Mary Bucholtz

Verizon Foundation Grant Enables UCSB Linguistics Project to Include Additional High Schools and Upward Bound Program

A project at UC Santa Barbara that has area high school students conducting original research on language in their communities will expand to include two partner schools and an Upward Bound program thanks to a $30,000 grant from the Verizon Foundation, the philanthropic arm of Verizon Communications. The students are part of School Kids Investigating Language in Life and Society (SKILLS), a project sponsored by Verizon and UCSB's Office of Education Partnerships.

The Verizon grant allows the program to include Santa Barbara and Carpinteria high schools, as well as UCSB's Upward Bound Saturday College program, which serves students at five area high schools.
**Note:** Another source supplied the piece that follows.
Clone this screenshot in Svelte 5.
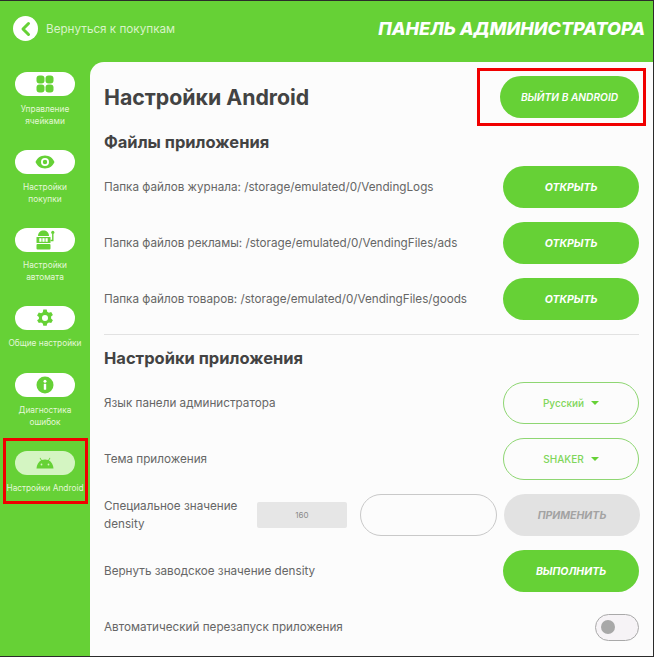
<script lang="ts">
  const fileRows = [
    "Папка файлов журнала: /storage/emulated/0/VendingLogs",
    "Папка файлов рекламы: /storage/emulated/0/VendingFiles/ads",
    "Папка файлов товаров: /storage/emulated/0/VendingFiles/goods",
  ];
  const navItems = [
    { icon: "grid", label: ["Управление", "ячейками"] },
    { icon: "eye", label: ["Настройки", "покупки"] },
    { icon: "slot", label: ["Настройки", "автомата"] },
    { icon: "gear", label: ["Общие настройки"] },
    { icon: "info", label: ["Диагностика", "ошибок"] },
    { icon: "android", label: ["Настройки Android"], active: true },
  ];
</script>

<div class="screen">
  <header class="top">
    <div class="back">
      <span class="back-dot">
        <svg width="14" height="16" viewBox="0 0 14 16"><path d="M9.5 2.5 L4 8 L9.5 13.5" fill="none" stroke="#66d136" stroke-width="3" stroke-linecap="round" stroke-linejoin="round" /></svg>
      </span>
      <span>Вернуться к покупкам</span>
    </div>
    <h1>ПАНЕЛЬ АДМИНИСТРАТОРА</h1>
  </header>

  <div class="body">
    <nav class="side">
      {#each navItems as item}
        <div class="nav-item" class:active={item.active}>
          <span class="pill">
            {#if item.icon === "grid"}
              <svg width="18" height="18" viewBox="0 0 18 18" fill="#66d136"><rect x="0.5" y="0.5" width="8" height="8" rx="3" /><rect x="9.5" y="0.5" width="8" height="8" rx="3" /><rect x="0.5" y="9.5" width="8" height="8" rx="3" /><rect x="9.5" y="9.5" width="8" height="8" rx="3" /></svg>
            {:else if item.icon === "eye"}
              <svg width="20" height="14" viewBox="0 0 20 14"><path fill-rule="evenodd" fill="#66d136" d="M10 0.5C5.5 0.5 2 3.3 0.5 7 2 10.7 5.5 13.5 10 13.5S18 10.7 19.5 7C18 3.3 14.5 0.5 10 0.5ZM10 3a4 4 0 1 1 0 8 4 4 0 0 1 0-8ZM10 4.8a2.2 2.2 0 1 0 0 4.4 2.2 2.2 0 0 0 0-4.4Z" /></svg>
            {:else if item.icon === "slot"}
              <svg width="20" height="20" viewBox="0 0 20 20" fill="#66d136"><path d="M3 6C3 2.5 5.5 0.5 8.5 0.5S14 2.5 14 6Z" /><rect x="1.5" y="7" width="14" height="6" rx="0.5" /><rect x="1.5" y="14" width="14" height="5.5" rx="1" /><rect x="4.3" y="8.2" width="2.2" height="3.6" fill="#fff" /><rect x="7.4" y="8.2" width="2.2" height="3.6" fill="#fff" /><rect x="10.5" y="8.2" width="2.2" height="3.6" fill="#fff" /><path d="M15.5 10.5h2.3V4" fill="none" stroke="#66d136" stroke-width="1.4" /><circle cx="17.8" cy="2.4" r="1.6" /></svg>
            {:else if item.icon === "gear"}
              <svg width="18" height="18" viewBox="0 0 18 18"><path fill-rule="evenodd" fill="#66d136" d="M7.3 0.5h3.4l.5 2.3 1.7 1 2.3-.7 1.7 2.9-1.8 1.6v2l1.8 1.6-1.7 2.9-2.3-.7-1.7 1-.5 2.3H7.3l-.5-2.3-1.700-1-2.300.7-1.700-2.900L2.900 10V8L1.100 6.400l1.700-2.900 2.300.7 1.700-1ZM9 6a3 3 0 1 0 0 6 3 3 0 0 0 0-6Z" /></svg>
            {:else if item.icon === "info"}
              <svg width="18" height="18" viewBox="0 0 18 18"><circle cx="9" cy="9" r="8.500" fill="#66d136" /><rect x="7.800" y="7.800" width="2.400" height="6" rx="0.600" fill="#fff" /><circle cx="9" cy="5.200" r="1.500" fill="#fff" /></svg>
            {:else}
              <svg width="18" height="12" viewBox="0 0 18 12" fill="#66d136"><path d="M0.500 11.500C0.700 7.800 2.400 5 5 3.500L3.600 1.100 4.300 0.700 5.800 3.100C7.800 2.200 10.200 2.200 12.200 3.100L13.700 0.700 14.400 1.100 13 3.500C15.600 5 17.300 7.800 17.500 11.500Z" /><circle cx="5.500" cy="7.500" r="0.900" fill="#d4f5c2" /><circle cx="12.500" cy="7.500" r="0.900" fill="#d4f5c2" /></svg>
            {/if}
          </span>
          <span class="nav-label">
            {#each item.label as line}<span>{line}</span>{/each}
          </span>
        </div>
      {/each}
    </nav>

    <main class="panel">
      <div class="row title-row">
        <h2>Настройки Android</h2>
        <button class="btn exit">ВЫЙТИ В ANDROID</button>
      </div>

      <h3 class="files-title">Файлы приложения</h3>
      {#each fileRows as text}
        <div class="row">
          <span class="label">{text}</span>
          <button class="btn">ОТКРЫТЬ</button>
        </div>
      {/each}

      <hr />

      <h3 class="app-title">Настройки приложения</h3>
      <div class="row">
        <span class="label">Язык панели администратора</span>
        <button class="btn outline">Русский <i class="caret"></i></button>
      </div>
      <div class="row">
        <span class="label">Тема приложения</span>
        <button class="btn outline">SHAKER <i class="caret"></i></button>
      </div>
      <div class="row">
        <span class="label density">Специальное значение density</span>
        <span class="current">160</span>
        <span class="field"></span>
        <button class="btn off">ПРИМЕНИТЬ</button>
      </div>
      <div class="row">
        <span class="label">Вернуть заводское значение density</span>
        <button class="btn">ВЫПОЛНИТЬ</button>
      </div>
      <div class="row">
        <span class="label">Автоматический перезапуск приложения</span>
        <span class="toggle"><i></i></span>
      </div>
    </main>
  </div>

  <div class="mark mark-nav"></div>
  <div class="mark mark-exit"></div>
</div>

<style>
  :global(body) {
    margin: 0;
    background: #66d136;
  }

  .screen {
    position: relative;
    box-sizing: border-box;
    width: 654px;
    height: 657px;
    overflow: hidden;
    display: flex;
    flex-direction: column;
    background: #66d136;
    border-top: 1px solid #2b2b2b;
    border-bottom: 1px solid #2b2b2b;
    border-right: 1px solid #2b2b2b;
    font-family: "Inter", "Open Sans", sans-serif;
    color: #4a4a4a;
  }

  /* ── Top bar ─────────────────────────────────── */
  .top {
    height: 61px;
    flex: none;
    display: flex;
    align-items: center;
    justify-content: space-between;
    padding: 0 8px 6px 13px;
    box-sizing: border-box;
  }

  .back {
    display: flex;
    align-items: center;
    gap: 8px;
    color: #d8f3c8;
    font-size: 11.7px;
  }

  .back-dot {
    width: 25px;
    height: 25px;
    border-radius: 50%;
    background: #fff;
    display: flex;
    align-items: center;
    justify-content: center;
  }

  h1 {
    margin: 0;
    color: #fff;
    font-size: 18px;
    font-weight: 800;
    font-style: italic;
  }

  .body {
    flex: 1;
    display: flex;
    min-height: 0;
  }

  /* ── Side nav ────────────────────────────────── */
  .side {
    width: 90px;
    flex: none;
    display: flex;
    flex-direction: column;
    padding-top: 10px;
    box-sizing: border-box;
  }

  .nav-item {
    height: 78px;
    display: flex;
    flex-direction: column;
    align-items: center;
  }

  .nav-item:nth-child(4) {
    height: 67px;
  }

  .pill {
    width: 60px;
    height: 24px;
    flex: none;
    border-radius: 12px;
    background: #fff;
    display: flex;
    align-items: center;
    justify-content: center;
  }

  .active .pill {
    background: #d4f5c2;
  }

  .nav-label {
    margin-top: 7px;
    display: flex;
    flex-direction: column;
    align-items: center;
    color: #e4f7d8;
    font-size: 8.3px;
    line-height: 12px;
    white-space: nowrap;
  }

  /* ── Main panel ──────────────────────────────── */
  .panel {
    flex: 1;
    background: #fcfcfc;
    border-top-left-radius: 14px;
    padding: 0 14px;
    overflow: hidden;
  }

  .row {
    height: 56px;
    display: flex;
    align-items: center;
    justify-content: space-between;
  }

  .title-row {
    box-sizing: border-box;
    height: 67px;
    padding-top: 2px;
  }

  h2 {
    margin: 0;
    font-size: 21.3px;
    font-weight: 700;
    color: #434343;
  }

  h3 {
    margin: 0;
    height: 26px;
    line-height: 26px;
    font-size: 16.5px;
    font-weight: 700;
    color: #434343;
  }

  .files-title {
    margin-bottom: 4px;
  }

  .app-title {
    margin-bottom: 4px;
  }

  .label {
    font-size: 11.7px;
    color: #666;
    white-space: nowrap;
  }

  .density {
    width: 153px;
    white-space: normal;
    line-height: 18px;
    flex: none;
  }

  .btn {
    box-sizing: border-box;
    width: 136px;
    height: 42px;
    flex: none;
    margin: 0;
    padding: 0;
    border: none;
    border-radius: 21px;
    background: #66d136;
    color: #fff;
    font-family: inherit;
    font-size: 10.5px;
    font-weight: 700;
    font-style: italic;
  }

  .exit {
    width: 139px;
    font-size: 10.2px;
    font-weight: 600;
  }

  .outline {
    background: #fcfcfc;
    border: 1.5px solid #8ed672;
    color: #7fd65a;
    font-size: 10px;
    font-style: normal;
    font-weight: 500;
    display: flex;
    align-items: center;
    justify-content: center;
    gap: 7px;
  }

  .caret {
    width: 0;
    height: 0;
    border-left: 4px solid transparent;
    border-right: 4px solid transparent;
    border-top: 4px solid #66d136;
  }

  .off {
    background: #e2e2e2;
    color: #a3a3a3;
  }

  hr {
    border: none;
    border-top: 1px solid #e2e2e2;
    margin: 7px 0 10px;
  }

  .current {
    width: 90px;
    height: 26px;
    flex: none;
    border-radius: 2px;
    background: #e6e6e6;
    color: #8a8a8a;
    font-size: 8px;
    display: flex;
    align-items: center;
    justify-content: center;
  }

  .field {
    box-sizing: border-box;
    width: 137px;
    height: 42px;
    flex: none;
    margin-left: 13px;
    margin-right: 7px;
    border: 1px solid #c9c9c9;
    border-radius: 21px;
    background: #fcfcfc;
  }

  .toggle {
    box-sizing: border-box;
    width: 44px;
    height: 27px;
    display: flex;
    align-items: center;
    padding-left: 5px;
    border: 1.5px solid #a9a9a9;
    border-radius: 14px;
    background: #f6f3f6;
  }

  .toggle i {
    width: 14px;
    height: 14px;
    border-radius: 50%;
    background: #a8a8a8;
  }

  /* ── Red annotation frames ───────────────────── */
  .mark {
    position: absolute;
    box-sizing: border-box;
    border: 3px solid #f00000;
  }

  .mark-nav {
    left: 3px;
    top: 437px;
    width: 85px;
    height: 66px;
  }

  .mark-exit {
    left: 477px;
    top: 67px;
    width: 169px;
    height: 58px;
  }
</style>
The students, nearly 100 in all, are guided in their work by a team of UCSB graduate and undergraduate students in linguistics, Chicana and Chicano studies, education, sociology, and Spanish.

Beginning at 9 a.m. on Friday, May 18, 35 students from the program will present their projects in the McCune Conference Room, 6020 Humanities and Social Sciences Building at UCSB. The event is free and open to the public.

The students have been carrying out a variety of projects as part of the SKILLS program, including creating an online dictionary of local youth slang, documenting their own linguistic autobiographies and the linguistic oral histories of family members, producing video ethnographies of language in their schools and communities, and creating public awareness projects to challenge linguistic stereotyping and prejudice.

"Students of all linguistic and academic backgrounds benefit from SKILLS," said Mary Bucholtz, professor of linguistics at UCSB and director of the project. "They're not just learning a set of facts. They're learning to look at everyday speech in a whole new way they're collecting and making sense of data, and they're communicating their ideas to the wider world. These kinds of opportunities are rare for high school students, and, even if they don't plan to become linguists, the skills they gain are valuable for college and their careers."

While the project enriches students academically and personally, it is also of value to researchers, according to Bucholtz. "Young people are really the language experts in our society," she said. "They're at the cutting edge of linguistic innovation, so their knowledge is invaluable for linguistic research. The students in SKILLS are helping us to understand how they use language."

The SKILLS project is an initiative of the Center for California Languages and Cultures, part of UCSB's Institute for Social, Behavioral, and Economic Research.